▶ [Work to be completed] Sift the listing for lines that hold the string "Tailwind" and pull them out.
- - - -
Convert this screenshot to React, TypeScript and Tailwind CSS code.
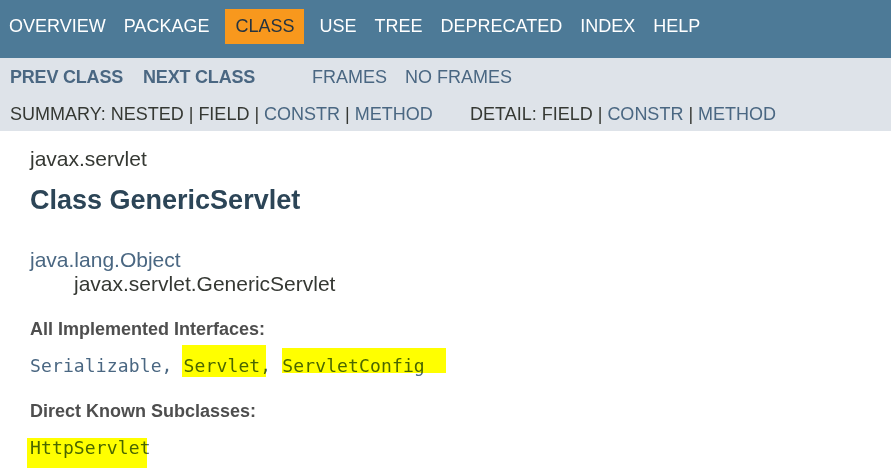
import React from 'react';

const navItems = ['OVERVIEW', 'PACKAGE', 'CLASS', 'USE', 'TREE', 'DEPRECATED', 'INDEX', 'HELP'];

interface MarkProps {
    children: React.ReactNode;
    box: string;
}

// marker highlight drawn over the text, multiplied like a real highlighter
const Mark: React.FC<MarkProps> = ({ children, box }) => (
    <span className="relative">
        {children}
        <span className={`absolute bg-[#ffff00] mix-blend-multiply ${box}`} />
    </span>
);

const App: React.FC = () => {
    return (
        <div className="w-[891px] h-[471px] overflow-hidden bg-white font-['Liberation_Sans',Arial,sans-serif] text-[#353833]">
            {/* top nav */}
            <div className="h-[58px] bg-[#4D7A97] pt-[9px] flex text-[18px]">
                {navItems.map((item) =>
                    item === 'CLASS' ? (
                        <div key={item} className="h-[35px] leading-[35px] px-[10px] ml-[7px] mr-[6px] bg-[#F8981D] text-[#253441]">
                            {item}
                        </div>
                    ) : (
                        <div key={item} className="h-[35px] leading-[35px] px-[9px] text-white">
                            {item}
                        </div>
                    )
                )}
            </div>

            {/* sub nav */}
            <div className="h-[73px] bg-[#DEE3E9] pt-[7px] pl-[10px] text-[18px] leading-[24px]">
                <div className="flex">
                    <div className="w-[302px] flex gap-[20px] font-bold tracking-[-0.2px] text-[#4A6782]">
                        <span>PREV CLASS</span>
                        <span>NEXT CLASS</span>
                    </div>
                    <div className="flex gap-[18px] text-[#4A6782]">
                        <span>FRAMES</span>
                        <span>NO FRAMES</span>
                    </div>
                </div>
                <div className="flex mt-[13px] whitespace-pre">
                    <div className="w-[460px]">
                        SUMMARY: NESTED | FIELD | <span className="text-[#4A6782]">CONSTR</span> | <span className="text-[#4A6782]">METHOD</span>
                    </div>
                    <div>
                        DETAIL: FIELD | <span className="text-[#4A6782]">CONSTR</span> | <span className="text-[#4A6782]">METHOD</span>
                    </div>
                </div>
            </div>

            {/* content */}
            <div className="pl-[30px]">
                <div className="mt-[16px] text-[21px] leading-[24px]">javax.servlet</div>
                <h2 className="mt-[14px] text-[27px] leading-[30px] font-bold text-[#2C4557]">Class GenericServlet</h2>
                <div className="mt-[33px] text-[21px] leading-[24px]">
                    <div className="text-[#4A6782]">java.lang.Object</div>
                    <div className="ml-[44px]">javax.servlet.GenericServlet</div>
                </div>

                <div className="mt-[21px] text-[18px] leading-[24px] font-bold text-[#4E4E4E]">All Implemented Interfaces:</div>
                <div className="mt-[13px] text-[18px] leading-[24px] tracking-[0.13px] font-['DejaVu_Sans_Mono',monospace] text-[#4A6782] whitespace-pre">
                    Serializable, <Mark box="-top-[10px] -bottom-[1px] -left-[2px] -right-[6px]">Servlet</Mark>, <Mark box="-top-[7px] bottom-[3px] left-0 -right-[21px]">ServletConfig</Mark>
                </div>

                <div className="mt-[21px] text-[18px] leading-[24px] font-bold text-[#4E4E4E]">Direct Known Subclasses:</div>
                <div className="mt-[13px] text-[18px] leading-[24px] tracking-[0.13px] font-['DejaVu_Sans_Mono',monospace] text-[#4A6782]">
                    <Mark box="top-[1px] -bottom-[10px] -left-[3px] right-[4px]">HttpServlet</Mark>
                </div>
            </div>
        </div>
    );
};

export default App;
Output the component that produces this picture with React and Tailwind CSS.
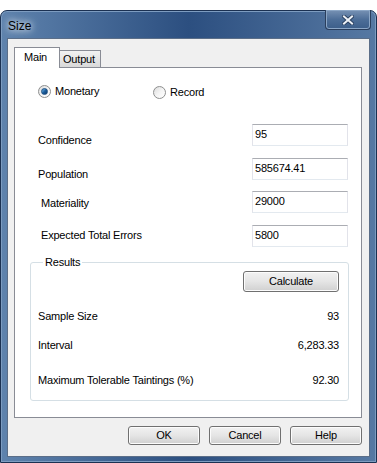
import React from "react";

const font = "font-['Liberation_Sans',Arial,sans-serif]";

const Radio = ({ checked, label }) => (
  <div className="flex items-center">
    <div className="w-[13px] h-[13px] rounded-full border border-[#8e8f8f] bg-gradient-to-br from-[#dcdcdc] via-[#f4f4f4] to-[#ffffff] flex items-center justify-center">
      {checked && (
        <div className="w-[7px] h-[7px] rounded-full bg-gradient-to-br from-[#7ac0f0] via-[#1c5f9e] to-[#0d3a6b] border border-[#1b4e82]"></div>
      )}
    </div>
    <span className="ml-[4px]">{label}</span>
  </div>
);

const Field = ({ value }) => (
  <div className="w-[96px] h-[22px] border border-[#e2e3ea] border-t-[#abadb3] border-b-[#e3e9ef] bg-white pl-[2px] pt-[3px]">
    {value}
  </div>
);

const Button = ({ children, className = "" }) => (
  <div
    className={
      "h-[19px] rounded-[3px] border border-[#707070] bg-gradient-to-b from-[#f2f2f2] via-[#e5e5e5] to-[#d0d0d0] shadow-[inset_0_0_0_1px_#fcfcfc] flex items-center justify-center " +
      className
    }
  >
    {children}
  </div>
);

export default function App() {
  return (
    <div className={"w-[377px] h-[463px] bg-white pt-[10px] text-[11px] leading-[13px] tracking-[-0.2px] text-black " + font}>
      {/* window frame */}
      <div className="h-[453px] w-[377px] rounded-t-[7px] border border-[#1b3152] bg-gradient-to-r from-[#5f83ad] via-[#2c4f80] to-[#5779a3] shadow-[inset_0_0_0_1px_#7d9cc0] flex flex-col px-[6px] pb-[5px]">
        {/* title bar */}
        <div className="h-[27px] flex items-start justify-between">
          <div className="mt-[8px] ml-[1px] text-[12px] leading-[14px] tracking-normal text-black [text-shadow:0_0_6px_#ffffff,0_0_10px_#e6eef7]">
            Size
          </div>
          <div className="w-[46px] h-[20px] -mt-[1px] -mr-[1px] rounded-b-[4px] border border-[#2a3e5c] border-t-0 bg-gradient-to-b from-[#7892b4] via-[#4d6e98] to-[#3c5e8a] shadow-[inset_0_0_0_1px_#8ba6c6] flex items-center justify-center">
            <svg width="12" height="10" viewBox="0 0 12 10">
              <path d="M2 1.5 L10 8.5 M10 1.5 L2 8.5" stroke="#2a4060" strokeWidth="3.8" strokeLinecap="square" />
              <path d="M2 1.5 L10 8.5 M10 1.5 L2 8.5" stroke="#eef2f7" strokeWidth="2" strokeLinecap="square" />
            </svg>
          </div>
        </div>

        {/* client area */}
        <div className="flex-1 bg-[#f0f0f0] border border-[#5b6e88] flex flex-col pl-[6px] pr-[7px] pt-[8px]">
          {/* tabs */}
          <div className="flex items-end h-[20px]">
            <div className="relative z-10 h-[21px] -mb-[1px] w-[46px] bg-white border border-[#898c95] border-b-0 pl-[9px] pt-[3px]">
              Main
            </div>
            <div className="h-[17px] w-[42px] -ml-[1px] bg-gradient-to-b from-[#f2f2f2] to-[#d9d9d9] border border-[#898c95] border-b-0 pl-[3px] pt-[2px]">
              Output
            </div>
          </div>

          {/* tab panel */}
          <div className="h-[351px] bg-white border border-[#898c95] flex flex-col">
            <div className="flex mt-[17px] ml-[23px] h-[14px]">
              <div className="w-[115px]">
                <Radio checked label="Monetary" />
              </div>
              <Radio label="Record" />
            </div>

            <div className="flex items-start justify-between mt-[25px] ml-[23px] mr-[13px]">
              <span className="mt-[10px]">Confidence</span>
              <Field value="95" />
            </div>
            <div className="flex items-start justify-between mt-[11px] ml-[23px] mr-[13px]">
              <span className="mt-[10px]">Population</span>
              <Field value="585674.41" />
            </div>
            <div className="flex items-start justify-between mt-[10px] ml-[26px] mr-[13px]">
              <span className="mt-[6px]">Materiality</span>
              <Field value="29000" />
            </div>
            <div className="flex items-start justify-between mt-[12px] ml-[26px] mr-[13px]">
              <span className="mt-[4px]">Expected Total Errors</span>
              <Field value="5800" />
            </div>

            {/* results group */}
            <fieldset className="mt-[9px] ml-[15px] mr-[12px] h-[145px] border border-[#d5dfe5] rounded-[3px] pl-[7px] pr-[9px]">
              <legend className="ml-[5px] px-[2px]">Results</legend>
              <div className="flex justify-end mt-[2px]">
                <Button className="w-[96px] h-[21px]">Calculate</Button>
              </div>
              <div className="flex justify-between mt-[18px]">
                <span>Sample Size</span>
                <span>93</span>
              </div>
              <div className="flex justify-between mt-[16px]">
                <span>Interval</span>
                <span>6,283.33</span>
              </div>
              <div className="flex justify-between mt-[22px]">
                <span>Maximum Tolerable Taintings (%)</span>
                <span>92.30</span>
              </div>
            </fieldset>
          </div>

          {/* bottom buttons */}
          <div className="flex justify-end gap-[9px] mt-[8px]">
            <Button className="w-[72px]">OK</Button>
            <Button className="w-[72px]">Cancel</Button>
            <Button className="w-[72px]">Help</Button>
          </div>
        </div>
      </div>
    </div>
  );
}
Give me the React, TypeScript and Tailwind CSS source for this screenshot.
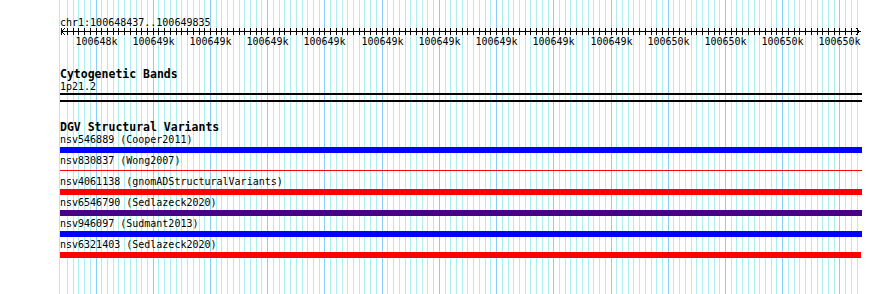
import React from "react";

const START = 100648437;
const S = 0.5722;
const px = (bp: number) => Math.floor(60 + (bp - START) * S);

const minors: number[] = [];
for (let bp = 100648450; bp <= 100649830; bp += 10) minors.push(bp);

const labels = [
  "100648k", "100649k", "100649k", "100649k", "100649k", "100649k", "100649k",
  "100649k", "100649k", "100649k", "100650k", "100650k", "100650k", "100650k",
];

const rows: { text: string; bar: string }[] = [
  { text: "nsv546889 (Cooper2011)", bar: "h-[6px] w-[802px] bg-[#0000ff]" },
  { text: "nsv830837 (Wong2007)", bar: "mt-[2px] h-px w-[802px] bg-[#ff0000]" },
  { text: "nsv4061138 (gnomADStructuralVariants)", bar: "h-[6px] w-[802px] bg-[#ff0000]" },
  { text: "nsv6546790 (Sedlazeck2020)", bar: "h-[6px] w-[802px] bg-[#4b0082]" },
  { text: "nsv946097 (Sudmant2013)", bar: "h-[6px] w-[802px] bg-[#0000ff]" },
  { text: "nsv6321403 (Sedlazeck2020)", bar: "h-[6px] w-[801px] bg-[#ff0000]" },
];

function Grid() {
  return (
    <svg className="pointer-events-none absolute left-0 top-0" width={890} height={294} shapeRendering="crispEdges">
      <rect x={59} y={0} width={1} height={294} fill="#afeeee" />
      {minors.map((bp) => (
        <rect
          key={bp}
          x={px(bp)}
          y={0}
          width={1}
          height={294}
          fill={bp % 100 === 0 ? "#87cefa" : "#afeeee"}
        />
      ))}
    </svg>
  );
}

function Ruler() {
  return (
    <svg width={802} height={18} className="block" shapeRendering="crispEdges">
      <rect x={1} y={3} width={800} height={1} fill="#000" />
      {minors.concat([100648440]).map((bp) => (
        <rect key={bp} x={px(bp) - 60} y={0} width={1} height={7} fill="#000" />
      ))}
      <polyline points="5,0 1.5,3.5 5,7" fill="none" stroke="#000" strokeWidth={1} shapeRendering="auto" />
      <polyline points="796,0 799.5,3.5 796,7" fill="none" stroke="#000" strokeWidth={1} shapeRendering="auto" />
      {labels.map((l, i) => (
        <text
          key={i}
          x={px(100648500 + i * 100) - 60 + 0.5}
          y={16.5}
          textAnchor="middle"
          fontSize={10}
          fontFamily="'DejaVu Sans Mono', monospace"
          fill="#000"
        >
          {l}
        </text>
      ))}
    </svg>
  );
}

export default function App() {
  return (
    <div className="relative h-[294px] w-[890px] overflow-hidden bg-white font-['DejaVu_Sans_Mono',monospace] text-black">
      <Grid />
      <div className="relative flex flex-col pl-[60px]">
        <div className="mt-[15px] h-[13px] text-[10px] leading-[15px]">chr1:100648437..100649835</div>
        <Ruler />
        <div className="mt-[22px] h-[12px] text-[11.5px] font-bold leading-[13px]">Cytogenetic Bands</div>
        <div className="h-[12px] text-[10px] leading-[14px]">1p21.2</div>
        <div className="mt-px h-[2px] w-[802px] bg-black" />
        <div className="mt-[5px] h-[2px] w-[802px] bg-black" />
        <div className="mt-[19px] h-[12px] text-[11.5px] font-bold leading-[13px]">DGV Structural Variants</div>
        <div className="flex flex-col">
          {rows.map((r) => (
            <div key={r.text} className="flex flex-col pb-px">
              <div className="h-[12px] text-[10px] leading-[14px]">{r.text}</div>
              <div className="mt-[2px] h-[6px]">
                <div className={r.bar} />
              </div>
            </div>
          ))}
        </div>
      </div>
    </div>
  );
}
- - - -
▶ [Answer for the task]
Convert this screenshot to React, TypeScript and Tailwind CSS code.
Output the component that produces this picture with React and Tailwind CSS.
Give me the React, TypeScript and Tailwind CSS source for this screenshot.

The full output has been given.